[Work required] Extract every line that includes the string "styles".

[Data section]
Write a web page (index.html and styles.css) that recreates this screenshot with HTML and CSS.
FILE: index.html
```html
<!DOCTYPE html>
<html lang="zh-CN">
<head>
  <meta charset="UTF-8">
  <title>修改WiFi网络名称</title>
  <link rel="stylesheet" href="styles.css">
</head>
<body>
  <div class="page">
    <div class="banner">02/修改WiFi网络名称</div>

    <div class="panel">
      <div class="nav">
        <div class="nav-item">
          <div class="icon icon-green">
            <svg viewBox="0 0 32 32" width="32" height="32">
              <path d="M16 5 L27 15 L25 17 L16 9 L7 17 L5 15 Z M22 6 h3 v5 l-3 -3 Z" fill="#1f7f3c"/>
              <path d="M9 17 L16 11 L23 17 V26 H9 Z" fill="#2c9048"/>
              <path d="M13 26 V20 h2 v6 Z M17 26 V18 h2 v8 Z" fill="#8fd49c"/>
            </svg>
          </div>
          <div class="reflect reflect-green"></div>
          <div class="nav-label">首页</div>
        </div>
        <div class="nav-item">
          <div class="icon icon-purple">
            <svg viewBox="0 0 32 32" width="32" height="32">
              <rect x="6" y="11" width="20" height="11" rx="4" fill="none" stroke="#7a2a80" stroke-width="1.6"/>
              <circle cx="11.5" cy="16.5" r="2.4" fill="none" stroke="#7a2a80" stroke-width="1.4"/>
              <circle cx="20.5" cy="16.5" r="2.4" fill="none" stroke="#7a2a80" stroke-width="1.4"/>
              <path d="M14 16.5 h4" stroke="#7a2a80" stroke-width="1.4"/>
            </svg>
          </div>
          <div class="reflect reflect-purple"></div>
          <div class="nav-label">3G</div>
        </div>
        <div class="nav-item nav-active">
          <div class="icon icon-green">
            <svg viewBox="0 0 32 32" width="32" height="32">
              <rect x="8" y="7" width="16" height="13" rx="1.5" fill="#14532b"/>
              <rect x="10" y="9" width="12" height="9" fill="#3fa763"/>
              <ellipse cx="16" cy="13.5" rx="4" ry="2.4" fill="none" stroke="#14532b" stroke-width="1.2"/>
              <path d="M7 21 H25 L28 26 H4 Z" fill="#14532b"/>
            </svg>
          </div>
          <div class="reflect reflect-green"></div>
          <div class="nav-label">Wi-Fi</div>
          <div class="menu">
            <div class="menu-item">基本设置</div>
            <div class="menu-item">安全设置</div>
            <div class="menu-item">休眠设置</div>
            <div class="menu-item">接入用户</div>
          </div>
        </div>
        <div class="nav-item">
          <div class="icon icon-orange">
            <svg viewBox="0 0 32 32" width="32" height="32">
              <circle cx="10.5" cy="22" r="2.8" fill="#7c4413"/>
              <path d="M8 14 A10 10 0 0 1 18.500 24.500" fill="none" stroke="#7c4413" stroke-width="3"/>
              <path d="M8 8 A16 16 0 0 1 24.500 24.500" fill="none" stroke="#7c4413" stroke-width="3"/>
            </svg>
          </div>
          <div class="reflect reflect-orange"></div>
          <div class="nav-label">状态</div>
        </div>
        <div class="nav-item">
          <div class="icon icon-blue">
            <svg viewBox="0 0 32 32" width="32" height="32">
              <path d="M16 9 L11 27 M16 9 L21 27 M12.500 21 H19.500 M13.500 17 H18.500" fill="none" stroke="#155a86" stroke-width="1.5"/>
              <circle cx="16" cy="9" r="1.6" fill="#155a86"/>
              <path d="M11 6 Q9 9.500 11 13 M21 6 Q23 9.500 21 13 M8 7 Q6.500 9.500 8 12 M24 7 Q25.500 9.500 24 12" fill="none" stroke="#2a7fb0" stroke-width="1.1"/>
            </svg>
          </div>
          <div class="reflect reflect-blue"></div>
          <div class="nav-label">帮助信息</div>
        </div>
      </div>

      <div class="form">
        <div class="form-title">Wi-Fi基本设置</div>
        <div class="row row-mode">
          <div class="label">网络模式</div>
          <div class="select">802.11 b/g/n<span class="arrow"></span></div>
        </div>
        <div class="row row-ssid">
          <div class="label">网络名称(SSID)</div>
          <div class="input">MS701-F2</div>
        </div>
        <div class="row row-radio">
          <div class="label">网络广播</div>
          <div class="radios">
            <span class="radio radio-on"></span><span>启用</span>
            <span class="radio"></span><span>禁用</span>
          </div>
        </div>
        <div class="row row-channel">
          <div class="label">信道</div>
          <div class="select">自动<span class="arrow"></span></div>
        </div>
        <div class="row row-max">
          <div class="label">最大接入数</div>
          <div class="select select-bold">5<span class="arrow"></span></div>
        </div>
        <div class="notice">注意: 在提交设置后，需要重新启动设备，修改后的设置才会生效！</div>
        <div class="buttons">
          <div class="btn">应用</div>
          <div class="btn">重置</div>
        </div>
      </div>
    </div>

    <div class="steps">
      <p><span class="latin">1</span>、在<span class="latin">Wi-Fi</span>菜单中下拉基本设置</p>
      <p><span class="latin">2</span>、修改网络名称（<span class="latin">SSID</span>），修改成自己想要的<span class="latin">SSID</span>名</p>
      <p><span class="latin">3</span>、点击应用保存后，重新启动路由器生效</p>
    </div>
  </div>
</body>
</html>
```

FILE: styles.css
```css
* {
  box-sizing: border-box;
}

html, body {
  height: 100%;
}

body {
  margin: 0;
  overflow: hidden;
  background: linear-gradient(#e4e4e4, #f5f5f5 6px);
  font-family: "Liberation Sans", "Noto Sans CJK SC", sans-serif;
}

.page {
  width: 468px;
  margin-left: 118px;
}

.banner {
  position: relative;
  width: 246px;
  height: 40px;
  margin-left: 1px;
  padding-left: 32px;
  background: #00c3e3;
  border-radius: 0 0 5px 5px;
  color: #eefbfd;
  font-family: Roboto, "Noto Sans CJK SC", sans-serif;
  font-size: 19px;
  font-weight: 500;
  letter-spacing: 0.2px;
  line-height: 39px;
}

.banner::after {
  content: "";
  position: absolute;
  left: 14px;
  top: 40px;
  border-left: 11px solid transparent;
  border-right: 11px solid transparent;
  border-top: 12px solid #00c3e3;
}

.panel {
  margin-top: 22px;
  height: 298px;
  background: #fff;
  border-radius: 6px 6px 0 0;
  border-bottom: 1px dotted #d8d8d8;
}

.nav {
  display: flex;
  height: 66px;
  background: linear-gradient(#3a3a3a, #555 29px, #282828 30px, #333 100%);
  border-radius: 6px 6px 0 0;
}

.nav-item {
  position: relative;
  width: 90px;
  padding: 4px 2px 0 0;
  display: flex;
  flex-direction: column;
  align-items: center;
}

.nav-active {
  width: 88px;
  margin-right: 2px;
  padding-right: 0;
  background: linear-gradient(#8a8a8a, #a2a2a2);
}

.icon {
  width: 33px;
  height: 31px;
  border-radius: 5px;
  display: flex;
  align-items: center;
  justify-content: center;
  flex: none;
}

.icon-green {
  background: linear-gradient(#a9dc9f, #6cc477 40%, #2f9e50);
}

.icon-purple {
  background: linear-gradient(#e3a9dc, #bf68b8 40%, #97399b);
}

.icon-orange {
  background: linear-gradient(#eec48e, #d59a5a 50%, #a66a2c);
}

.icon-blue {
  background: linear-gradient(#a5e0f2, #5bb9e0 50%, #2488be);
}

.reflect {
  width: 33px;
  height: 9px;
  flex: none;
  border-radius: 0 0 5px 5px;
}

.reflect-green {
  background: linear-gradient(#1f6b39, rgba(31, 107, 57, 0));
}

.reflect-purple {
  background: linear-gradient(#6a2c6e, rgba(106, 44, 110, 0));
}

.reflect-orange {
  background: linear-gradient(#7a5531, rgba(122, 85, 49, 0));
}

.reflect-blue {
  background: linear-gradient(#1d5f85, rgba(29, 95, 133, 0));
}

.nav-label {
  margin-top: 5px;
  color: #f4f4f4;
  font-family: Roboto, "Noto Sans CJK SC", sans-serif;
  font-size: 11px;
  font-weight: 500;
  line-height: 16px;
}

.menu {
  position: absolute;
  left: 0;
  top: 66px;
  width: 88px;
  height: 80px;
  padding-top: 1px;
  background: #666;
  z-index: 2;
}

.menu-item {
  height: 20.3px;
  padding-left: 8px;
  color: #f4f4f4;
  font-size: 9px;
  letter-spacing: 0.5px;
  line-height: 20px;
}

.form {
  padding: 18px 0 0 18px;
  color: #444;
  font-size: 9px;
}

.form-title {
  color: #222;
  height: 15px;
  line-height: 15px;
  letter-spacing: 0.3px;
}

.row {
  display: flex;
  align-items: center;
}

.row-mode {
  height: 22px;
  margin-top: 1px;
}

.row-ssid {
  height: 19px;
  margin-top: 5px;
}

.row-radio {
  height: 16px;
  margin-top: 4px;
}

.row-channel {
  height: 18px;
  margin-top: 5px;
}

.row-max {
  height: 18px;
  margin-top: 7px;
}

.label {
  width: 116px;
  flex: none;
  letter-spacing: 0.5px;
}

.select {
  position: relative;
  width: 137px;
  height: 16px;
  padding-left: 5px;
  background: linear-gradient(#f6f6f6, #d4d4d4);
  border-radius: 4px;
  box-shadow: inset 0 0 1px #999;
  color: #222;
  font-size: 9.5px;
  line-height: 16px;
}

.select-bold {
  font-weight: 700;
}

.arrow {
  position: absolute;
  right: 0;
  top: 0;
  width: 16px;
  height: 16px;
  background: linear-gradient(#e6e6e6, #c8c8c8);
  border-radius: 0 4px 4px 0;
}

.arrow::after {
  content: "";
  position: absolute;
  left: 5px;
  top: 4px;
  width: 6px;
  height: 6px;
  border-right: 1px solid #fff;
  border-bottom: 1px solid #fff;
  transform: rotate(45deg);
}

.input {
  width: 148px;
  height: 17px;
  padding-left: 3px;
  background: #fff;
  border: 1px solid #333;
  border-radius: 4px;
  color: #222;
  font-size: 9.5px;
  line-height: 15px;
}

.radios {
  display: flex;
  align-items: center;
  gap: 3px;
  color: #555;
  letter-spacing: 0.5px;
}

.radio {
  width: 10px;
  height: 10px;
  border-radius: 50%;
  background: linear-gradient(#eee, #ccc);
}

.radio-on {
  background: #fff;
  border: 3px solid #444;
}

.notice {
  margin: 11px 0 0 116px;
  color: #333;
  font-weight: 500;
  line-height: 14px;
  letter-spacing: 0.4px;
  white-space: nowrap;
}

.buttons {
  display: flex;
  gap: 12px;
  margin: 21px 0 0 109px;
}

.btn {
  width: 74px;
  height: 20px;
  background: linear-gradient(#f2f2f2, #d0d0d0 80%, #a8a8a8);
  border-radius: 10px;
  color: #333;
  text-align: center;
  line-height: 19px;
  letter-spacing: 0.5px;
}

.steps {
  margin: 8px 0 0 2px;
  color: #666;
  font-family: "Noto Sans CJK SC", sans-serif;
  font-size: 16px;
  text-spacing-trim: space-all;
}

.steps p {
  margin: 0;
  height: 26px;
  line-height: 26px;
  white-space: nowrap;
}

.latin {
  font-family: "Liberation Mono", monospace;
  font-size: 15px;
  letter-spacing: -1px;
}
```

[Solved exercise]
Write a web page (index.html and styles.css) that recreates this screenshot with HTML and CSS.
  <link rel="stylesheet" href="styles.css">
FILE: styles.css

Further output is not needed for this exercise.